Vientiane has turned out to be a relaxing city, not too big with a population 200,000 at the last census in 2008 and easy to get around. Our first experience of the city was driving in from the north. Normally we have found that as we enter large cites or capitals such as Vientiane, roads widen with extra lanes added and an impressive approach is created. We find none of this and speculate that the nature of the mountainous terrain to the north means that the small population, which the available flat arable land supports, does not warrant such an approach road. I think this was confirmed on our departure to the south and the large wide highway we discovered as we headed to Thailand.
Our hotel, close to the river is excellent and reasonably priced. The benefit of the internet and the time others take to record their experiences allows a much easier selection of accommodation that meets ones own criteria. In our case, clean, quiet air-conditioner/fan and en-suite. In the past, verbal recommendations and much walking were involved in securing appropriate accommodation. Of course it should be noted we had less money and therefore were less fussy in our youth.

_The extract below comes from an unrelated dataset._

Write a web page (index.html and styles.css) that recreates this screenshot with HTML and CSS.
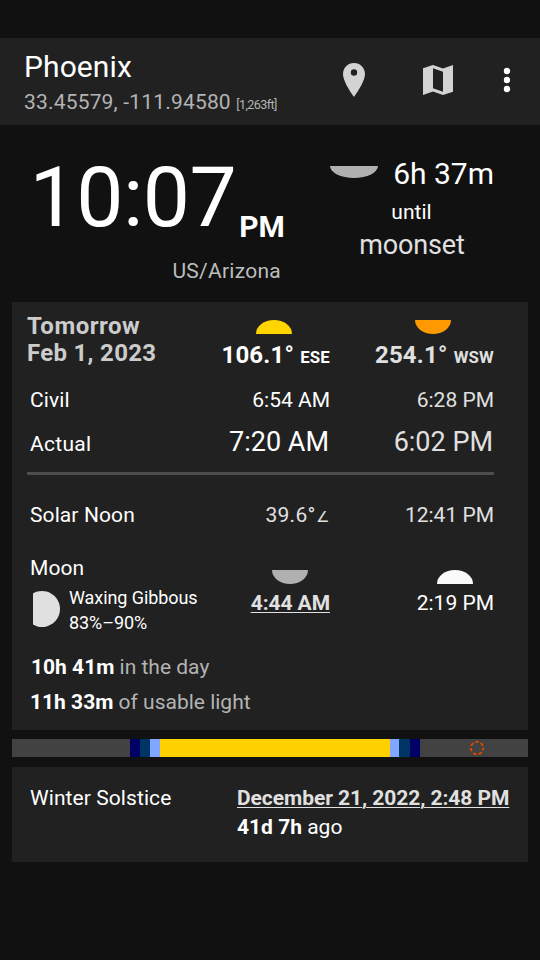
FILE: index.html
```
<!DOCTYPE html>
<html lang="en">
<head>
<meta charset="utf-8">
<title>Phoenix</title>
<link rel="stylesheet" href="styles.css">
</head>
<body>
<header class="appbar">
  <div class="place">
    <div class="city">Phoenix</div>
    <div class="coords">33.45579, -111.94580 <span class="alt">[1,263ft]</span></div>
  </div>
  <svg class="pin" width="22" height="34" viewBox="0 0 22 34"><path fill="#d3d3d3" fill-rule="evenodd" d="M11 0C4.900 0 0 4.900 0 11C0 19.200 11 34 11 34S22 19.200 22 11C22 4.900 17.100 0 11 0ZM11 6.300A3.200 3.200 0 1 1 11 12.700A3.200 3.200 0 1 1 11 6.300Z"/></svg>
  <svg class="map" width="30" height="30" viewBox="0 0 30 30"><path fill="#d3d3d3" fill-rule="evenodd" d="M0 3.200L10 0L20 3.500L30 0V26.800L20 30L10 26.500L0 30ZM10 3.300V23.200L20 26.700V6.800Z"/></svg>
  <svg class="dots" width="8" height="26" viewBox="0 0 8 26" fill="#fff"><circle cx="4" cy="4" r="3.200"/><circle cx="4" cy="13" r="3.200"/><circle cx="4" cy="22" r="3.200"/></svg>
</header>

<section class="hero">
  <div class="clock">
    <div class="now"><span class="time">10:07</span><span class="ampm">PM</span></div>
    <div class="zone">US/Arizona</div>
  </div>
  <div class="next">
    <div class="remain"><span class="dome down big silver"></span><span class="dur">6h 37m</span></div>
    <div class="until">until</div>
    <div class="event">moonset</div>
  </div>
</section>

<main class="card day">
  <div class="row head">
    <div class="date"><span class="word">Tomorrow</span><br>Feb 1, 2023</div>
    <div class="cell rise"><span class="dome up gold"></span><b class="az">106.1° <small>ESE</small></b></div>
    <div class="cell set dim"><span class="dome down orange"></span><b class="az">254.1° <small>WSW</small></b></div>
  </div>
  <div class="row civil"><div class="label">Civil</div><div class="cell">6:54 AM</div><div class="cell dim">6:28 PM</div></div>
  <div class="row actual"><div class="label">Actual</div><div class="cell">7:20 AM</div><div class="cell dim">6:02 PM</div></div>
  <div class="rule"></div>
  <div class="row noon"><div class="label">Solar Noon</div><div class="cell altitude dim">39.6°<span class="angle">∠</span></div><div class="cell dim">12:41 PM</div></div>
  <div class="row moon">
    <div class="label">
      <div>Moon</div>
      <div class="phase">
        <svg width="27" height="36" viewBox="0 0 27 36"><path fill="#e0e0e0" d="M0 2.400A18 18 0 1 1 0 33.600Z"/></svg>
        <div class="phase-text">Waxing Gibbous<br>83%–90%</div>
      </div>
    </div>
    <div class="cell mset dim"><span class="dome down silver"></span><b class="link">4:44 AM</b></div>
    <div class="cell mrise"><span class="dome up white"></span><span>2:19 PM</span></div>
  </div>
  <div class="total first"><b>10h 41m</b> in the day</div>
  <div class="total"><b>11h 33m</b> of usable light</div>
</main>

<div class="lightmap">
  <i class="night evening"></i><i class="astro"></i><i class="nautic"></i><i class="civ"></i><i class="sun"></i><i class="civ short"></i><i class="nautic long"></i><i class="astro"></i>
  <i class="night rest"><svg width="16" height="16" viewBox="0 0 16 16"><circle cx="8" cy="8" r="6.200" fill="none" stroke="#d84a00" stroke-width="1.900" stroke-dasharray="3.600 1.965" stroke-dashoffset="1.200"/></svg></i>
</div>

<section class="card solstice">
  <div class="name">Winter Solstice</div>
  <div class="when"><b class="link">December 21, 2022, 2:48 PM</b><div class="ago"><b>41d 7h</b> ago</div></div>
</section>
</body>
</html>
```

FILE: styles.css
```
* { box-sizing: border-box; }
body {
  margin: 0;
  width: 540px;
  height: 960px;
  padding-top: 38px;
  overflow: hidden;
  background: #111;
  color: #fff;
  font: 21px/26px Roboto, sans-serif;
  white-space: nowrap;
}
svg, .dome { display: block; flex: none; }

.appbar {
  display: flex;
  align-items: flex-start;
  height: 87px;
  padding: 11px 0 0 24px;
  background: #212121;
}
.place { width: 319px; }
.city { font-size: 30px; line-height: 36px; letter-spacing: .1px; }
.coords { margin-top: 4px; color: #b3b3b3; letter-spacing: .18px; }
.alt { font-size: 12.6px; letter-spacing: -.6px; }
.pin { margin-top: 14px; }
.map { margin: 16px 0 0 58px; }
.dots { margin: 18px 0 0 50px; }

.hero { display: flex; height: 177px; padding-top: 30px; }
.clock { width: 285px; padding-left: 29.5px; }
.now { display: flex; align-items: flex-end; height: 90px; }
.time { font-size: 84px; line-height: 84px; margin-bottom: 5px; letter-spacing: -.5px; }
.ampm { font-size: 30px; line-height: 36px; font-weight: 700; margin-left: 3px; }
.zone { margin: 13px 4px 0 0; text-align: right; color: #bdbdbd; letter-spacing: .26px; }
.next { width: 164px; margin-left: 45px; text-align: center; }
.remain { display: flex; justify-content: space-between; height: 44px; }
.dur { font-size: 30px; line-height: 36px; margin-top: 1px; }
.until { padding-right: 1px; }
.event { margin-top: 4px; font-size: 27px; line-height: 32px; color: #e0e0e0; letter-spacing: -.15px; }

.dome { width: 36px; height: 14px; }
.up { border-radius: 18px 18px 0 0 / 14px 14px 0 0; }
.down { border-radius: 0 0 18px 18px / 0 0 14px 14px; }
.big { width: 48px; height: 12px; margin-top: 11px; border-radius: 0 0 24px 24px / 0 0 12px 12px; }
.silver { background: #b0b0b0; }
.gold { background: #ffd500; }
.orange { background: #ff9900; }
.white { background: #fafafa; }

.card { margin: 0 12px; background: #212121; }
.day { height: 428px; padding: 11px 34px 0 15px; }
.row { display: grid; grid-template-columns: 180px 123px 164px; }
.label { padding-left: 3px; letter-spacing: .1px; }
.cell { text-align: right; }
.dim { color: #e0e0e0; }
.date { font-size: 24px; line-height: 27px; font-weight: 700; color: #ccc; letter-spacing: .3px; }
.word { letter-spacing: .5px; }
.cell .dome { margin-left: auto; }
.head .dome { margin-top: 7px; }
.rise .dome { margin-right: 38px; }
.set .dome { margin-right: 43px; }
.az { display: block; margin-top: 7px; font-size: 24px; line-height: 28px; letter-spacing: .2px; }
.az small { font-size: 16.8px; }
.civil { margin-top: 16px; }
.actual { align-items: baseline; margin-top: 13px; }
.actual .label { letter-spacing: .3px; }
.actual .cell { padding-right: 1px; font-size: 27px; line-height: 32px; }
.rule { height: 3px; margin-top: 14px; background: #4d4d4d; }
.noon { margin-top: 27px; }
.altitude { padding-right: 1px; letter-spacing: .3px; }
.angle { font-size: 14.7px; }
.moon { margin-top: 25px; }
.phase { display: flex; gap: 9px; padding: 4px 0 0 3px; letter-spacing: 0; }
.phase svg { margin-top: 6px; }
.phase-text { font-size: 18px; line-height: 25px; letter-spacing: -.08px; }
.moon .dome { margin-top: 15px; margin-bottom: 6px; }
.mset .dome { margin-right: 22px; }
.mrise .dome { margin-right: 21px; }
.link { color: #e0e0e0; letter-spacing: -.06px; text-decoration: underline; text-decoration-thickness: 1px; text-underline-offset: 2px; }
.total { margin-top: 9px; padding-left: 3px; color: #b3b3b3; }
.total b, .ago b { color: #fff; }
.first { margin-top: 19px; padding-left: 4px; }

.lightmap { display: flex; height: 18px; margin: 9px 12px 10px; }
.lightmap i { width: 10px; }
.lightmap .night { background: #424242; }
.lightmap .evening { width: 118px; }
.lightmap .rest { width: 108px; padding: 1px 0 0 49px; }
.astro { background: #000066; }
.nautic { background: #003366; }
.civ { background: #80a6ff; }
.lightmap .sun { width: 230px; background: #ffd000; }
.lightmap .short { width: 9px; }
.lightmap .long { width: 11px; }

.solstice { display: flex; height: 95px; padding: 18px 0 0 18px; }
.name { width: 207px; letter-spacing: .08px; }
.ago { margin-top: 3px; }
```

We found a large variety of cafés and restaurants including a couple of Scandinavian bakeries alongside the usual French ones. It is always interesting to see what businesses become established for tourists or expats as we travel. One thing we have noticed here is the lack of parking for cars. The plethora of mopeds, scooters and small motorcycles can be catered for, but cars just park on the pavement/sidewalk making walking some distance almost impossible. Most people use their two wheeled transport or tuk-tuks to get around. The exception to this is the road and walkway along the Mekong river, which is turned into pedestrian only access at dusk. The area is then filled with locals, walking, cycling, skateboarding and even dancing as the sun slowly sets in the west. A large market also springs up each night with hundreds of stalls all aimed at the locals, not us tourists. As in the rest of Laos there is no pressure from vendors and touts trying to market their wares. We have considered the possibility based on our observations that the harder life is, the more desperate people are to sell and what role if any does culture play. Any thoughts on this?
While the areas we have visited in Laos have been unaffected by war in recent times, large swathes of the country still suffer from the effects of unexploded munitions dropped from the mid 1960’s to 1973. The needs of those injured have been met by Cooperative Orthotic Prosthetic Enterprise (COPE). While COPE grew out of the needs of those injured by unexploded munitions, their scope has grown to now cover those with disabilities from other causes. The museum has a stark reminder of the damage and suffering that is caused by war, but also showed people’s ingenuity in using parts of the munitions for making everything from scythes to storage containers. Well worth a visit.
We arrive at the Great Sacred Stupa (Pha That Luang) just after 16:00 to find it has closed. The sun is slowly going down and the golden glow of the setting sun is reflected back from the stupa with increasing intensity as we stroll around the quiet complex. The tourists have left, vendors are packing up the remaining stalls and chatting to tuk-tuk drivers that missed out on the last fares back to the hotels. The tranquility of the moment is echoed by the rhythmic shushing sounds the monks’ brushes make while sweeping leaves from the square around the stupa. Again we are lucky with timing even though it was not planned.
Crossing the Mekong, again for the second time brings us back to Thailand, see Visas and admin as usual for details, and we ride past Nong Khai recalling our first and only live kickboxing match we have seen back in 1986, before we even set foot in Australia.
We are heading south and towards home, we are both looking forward to that. We have been travelling and living on the road for some 14 months and the break for a month at home in Australia is going to be most welcome.